> [WRITTEN INSTRUCTION]: Up to and including the line with "const overlayNavs = [613, 711];", write out the listing from its first line, minus the pictures.

> [GIVEN MATERIAL]:
--- --- ---
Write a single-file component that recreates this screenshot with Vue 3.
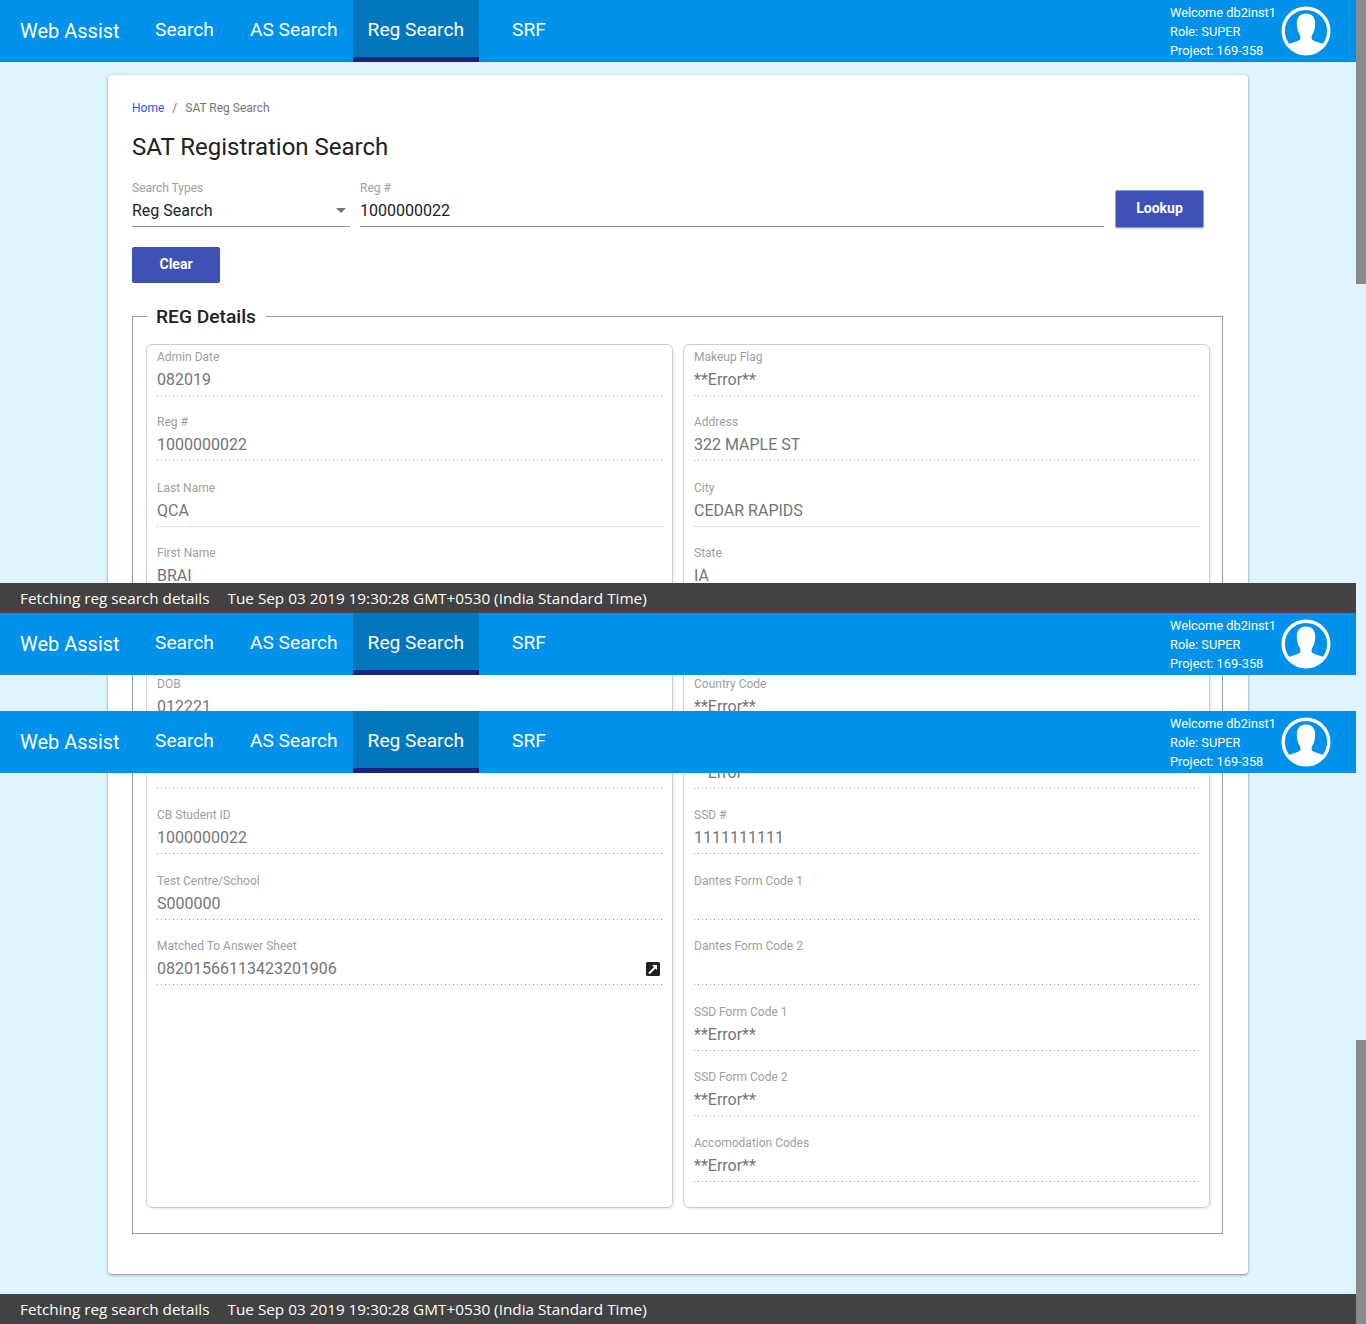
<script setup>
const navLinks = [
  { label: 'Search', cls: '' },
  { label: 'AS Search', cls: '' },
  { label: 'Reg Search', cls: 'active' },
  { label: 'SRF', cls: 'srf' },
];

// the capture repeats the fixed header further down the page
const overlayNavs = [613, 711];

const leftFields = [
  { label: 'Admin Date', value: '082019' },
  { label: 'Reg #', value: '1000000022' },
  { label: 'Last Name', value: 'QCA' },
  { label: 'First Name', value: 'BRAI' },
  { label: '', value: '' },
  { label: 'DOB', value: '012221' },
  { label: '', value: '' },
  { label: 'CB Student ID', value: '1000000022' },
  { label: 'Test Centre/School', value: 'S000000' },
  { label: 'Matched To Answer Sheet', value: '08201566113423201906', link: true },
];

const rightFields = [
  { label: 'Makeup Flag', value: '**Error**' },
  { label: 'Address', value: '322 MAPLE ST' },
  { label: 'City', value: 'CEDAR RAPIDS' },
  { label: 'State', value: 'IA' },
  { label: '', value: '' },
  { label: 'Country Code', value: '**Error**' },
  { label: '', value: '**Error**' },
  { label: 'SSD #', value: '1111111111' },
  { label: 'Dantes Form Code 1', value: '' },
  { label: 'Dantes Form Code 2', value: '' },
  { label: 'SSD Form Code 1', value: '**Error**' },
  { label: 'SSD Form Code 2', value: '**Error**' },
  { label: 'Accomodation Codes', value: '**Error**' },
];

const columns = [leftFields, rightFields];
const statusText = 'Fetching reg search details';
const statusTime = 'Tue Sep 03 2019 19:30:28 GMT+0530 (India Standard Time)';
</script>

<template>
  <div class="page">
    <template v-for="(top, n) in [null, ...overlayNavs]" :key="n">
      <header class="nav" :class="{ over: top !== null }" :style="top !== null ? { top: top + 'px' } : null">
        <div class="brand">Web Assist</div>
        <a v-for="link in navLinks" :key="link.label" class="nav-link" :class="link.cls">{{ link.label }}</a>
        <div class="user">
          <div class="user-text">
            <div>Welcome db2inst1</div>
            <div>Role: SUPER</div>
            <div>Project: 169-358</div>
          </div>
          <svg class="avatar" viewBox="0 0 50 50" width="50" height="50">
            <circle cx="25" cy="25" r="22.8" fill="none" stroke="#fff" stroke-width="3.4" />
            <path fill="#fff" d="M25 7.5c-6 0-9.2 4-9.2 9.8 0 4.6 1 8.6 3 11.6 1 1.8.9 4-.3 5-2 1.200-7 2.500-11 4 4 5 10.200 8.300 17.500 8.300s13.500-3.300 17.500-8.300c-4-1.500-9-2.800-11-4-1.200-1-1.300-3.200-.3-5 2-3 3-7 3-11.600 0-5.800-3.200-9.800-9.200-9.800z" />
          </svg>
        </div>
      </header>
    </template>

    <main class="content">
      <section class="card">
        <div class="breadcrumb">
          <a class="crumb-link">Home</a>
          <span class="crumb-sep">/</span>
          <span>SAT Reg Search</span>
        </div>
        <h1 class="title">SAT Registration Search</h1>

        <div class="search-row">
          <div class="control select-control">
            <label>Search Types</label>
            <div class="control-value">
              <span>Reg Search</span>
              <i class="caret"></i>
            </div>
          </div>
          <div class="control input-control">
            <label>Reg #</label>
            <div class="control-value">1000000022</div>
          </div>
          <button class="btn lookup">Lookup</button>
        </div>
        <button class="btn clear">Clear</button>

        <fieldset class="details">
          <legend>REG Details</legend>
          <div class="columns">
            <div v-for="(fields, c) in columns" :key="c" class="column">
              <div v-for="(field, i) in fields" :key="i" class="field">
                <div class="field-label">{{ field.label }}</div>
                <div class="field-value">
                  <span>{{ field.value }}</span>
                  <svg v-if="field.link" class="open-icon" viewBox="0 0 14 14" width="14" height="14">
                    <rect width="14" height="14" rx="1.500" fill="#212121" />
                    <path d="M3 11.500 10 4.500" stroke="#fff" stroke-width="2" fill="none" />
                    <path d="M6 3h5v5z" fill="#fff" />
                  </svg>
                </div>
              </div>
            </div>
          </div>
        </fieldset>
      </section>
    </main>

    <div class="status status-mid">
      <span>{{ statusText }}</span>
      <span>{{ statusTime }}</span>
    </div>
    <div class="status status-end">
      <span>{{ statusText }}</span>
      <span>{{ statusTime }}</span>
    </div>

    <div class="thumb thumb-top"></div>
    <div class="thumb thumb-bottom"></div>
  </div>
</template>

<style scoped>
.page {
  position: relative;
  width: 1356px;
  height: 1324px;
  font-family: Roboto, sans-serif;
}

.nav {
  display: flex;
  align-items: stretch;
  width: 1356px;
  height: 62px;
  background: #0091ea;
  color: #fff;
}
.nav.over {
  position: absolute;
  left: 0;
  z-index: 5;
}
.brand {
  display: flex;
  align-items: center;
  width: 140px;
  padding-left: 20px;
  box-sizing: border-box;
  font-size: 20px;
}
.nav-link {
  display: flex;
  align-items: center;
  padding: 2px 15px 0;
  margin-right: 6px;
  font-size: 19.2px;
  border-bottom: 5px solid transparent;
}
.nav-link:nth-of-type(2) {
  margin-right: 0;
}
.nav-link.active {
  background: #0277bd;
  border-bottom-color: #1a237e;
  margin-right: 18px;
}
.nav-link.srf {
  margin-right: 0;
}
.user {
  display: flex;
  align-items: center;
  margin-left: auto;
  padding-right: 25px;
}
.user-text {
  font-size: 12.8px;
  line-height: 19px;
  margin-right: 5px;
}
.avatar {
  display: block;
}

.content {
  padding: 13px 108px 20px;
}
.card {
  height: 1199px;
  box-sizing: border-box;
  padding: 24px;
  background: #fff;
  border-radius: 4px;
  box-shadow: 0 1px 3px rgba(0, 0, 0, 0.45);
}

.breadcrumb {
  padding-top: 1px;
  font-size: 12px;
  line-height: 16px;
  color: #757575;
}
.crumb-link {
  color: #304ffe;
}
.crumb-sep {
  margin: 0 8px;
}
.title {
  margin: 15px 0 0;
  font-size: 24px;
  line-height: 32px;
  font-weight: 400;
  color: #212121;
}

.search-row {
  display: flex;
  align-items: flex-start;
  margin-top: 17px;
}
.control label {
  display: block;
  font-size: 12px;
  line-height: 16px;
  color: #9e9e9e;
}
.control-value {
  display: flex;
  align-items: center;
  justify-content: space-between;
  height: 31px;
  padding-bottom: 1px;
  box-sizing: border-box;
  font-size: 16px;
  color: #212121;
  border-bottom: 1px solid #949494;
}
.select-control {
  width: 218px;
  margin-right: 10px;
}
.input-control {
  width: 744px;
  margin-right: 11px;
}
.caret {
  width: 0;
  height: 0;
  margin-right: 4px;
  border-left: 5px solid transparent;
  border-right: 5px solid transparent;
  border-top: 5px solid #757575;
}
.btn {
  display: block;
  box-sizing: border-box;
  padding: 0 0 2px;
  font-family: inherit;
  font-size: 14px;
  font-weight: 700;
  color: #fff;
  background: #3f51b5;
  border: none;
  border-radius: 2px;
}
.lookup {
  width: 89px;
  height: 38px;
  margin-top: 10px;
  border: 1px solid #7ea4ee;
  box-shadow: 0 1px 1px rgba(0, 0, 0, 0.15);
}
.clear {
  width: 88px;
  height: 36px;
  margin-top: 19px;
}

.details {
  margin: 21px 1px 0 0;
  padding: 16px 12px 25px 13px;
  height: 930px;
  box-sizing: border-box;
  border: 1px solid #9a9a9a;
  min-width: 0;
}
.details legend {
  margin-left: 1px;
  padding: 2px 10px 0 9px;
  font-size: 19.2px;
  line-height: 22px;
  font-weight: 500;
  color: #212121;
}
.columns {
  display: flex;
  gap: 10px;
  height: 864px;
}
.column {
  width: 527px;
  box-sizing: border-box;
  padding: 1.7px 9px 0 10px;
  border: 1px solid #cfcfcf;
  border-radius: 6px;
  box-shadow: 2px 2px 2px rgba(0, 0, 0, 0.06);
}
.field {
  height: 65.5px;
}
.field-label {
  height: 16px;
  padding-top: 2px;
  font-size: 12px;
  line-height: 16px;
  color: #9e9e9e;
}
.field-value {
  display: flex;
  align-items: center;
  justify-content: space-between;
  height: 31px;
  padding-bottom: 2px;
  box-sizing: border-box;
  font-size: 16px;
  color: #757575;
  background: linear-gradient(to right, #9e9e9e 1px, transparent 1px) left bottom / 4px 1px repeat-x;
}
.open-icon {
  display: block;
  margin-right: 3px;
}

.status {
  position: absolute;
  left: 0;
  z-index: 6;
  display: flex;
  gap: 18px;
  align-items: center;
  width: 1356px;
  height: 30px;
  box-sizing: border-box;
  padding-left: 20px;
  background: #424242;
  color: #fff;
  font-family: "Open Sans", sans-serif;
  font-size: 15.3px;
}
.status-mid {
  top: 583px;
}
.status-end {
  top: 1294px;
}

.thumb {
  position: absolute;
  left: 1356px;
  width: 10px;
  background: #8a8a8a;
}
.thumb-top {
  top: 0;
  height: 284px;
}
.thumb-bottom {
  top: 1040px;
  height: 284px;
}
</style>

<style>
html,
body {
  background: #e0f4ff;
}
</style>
--- --- ---
> [ANSWER TO THIS PROBLEM]:
Write a single-file component that recreates this screenshot with Vue 3.
<script setup>
const navLinks = [
  { label: 'Search', cls: '' },
  { label: 'AS Search', cls: '' },
  { label: 'Reg Search', cls: 'active' },
  { label: 'SRF', cls: 'srf' },
];

// the capture repeats the fixed header further down the page
const overlayNavs = [613, 711];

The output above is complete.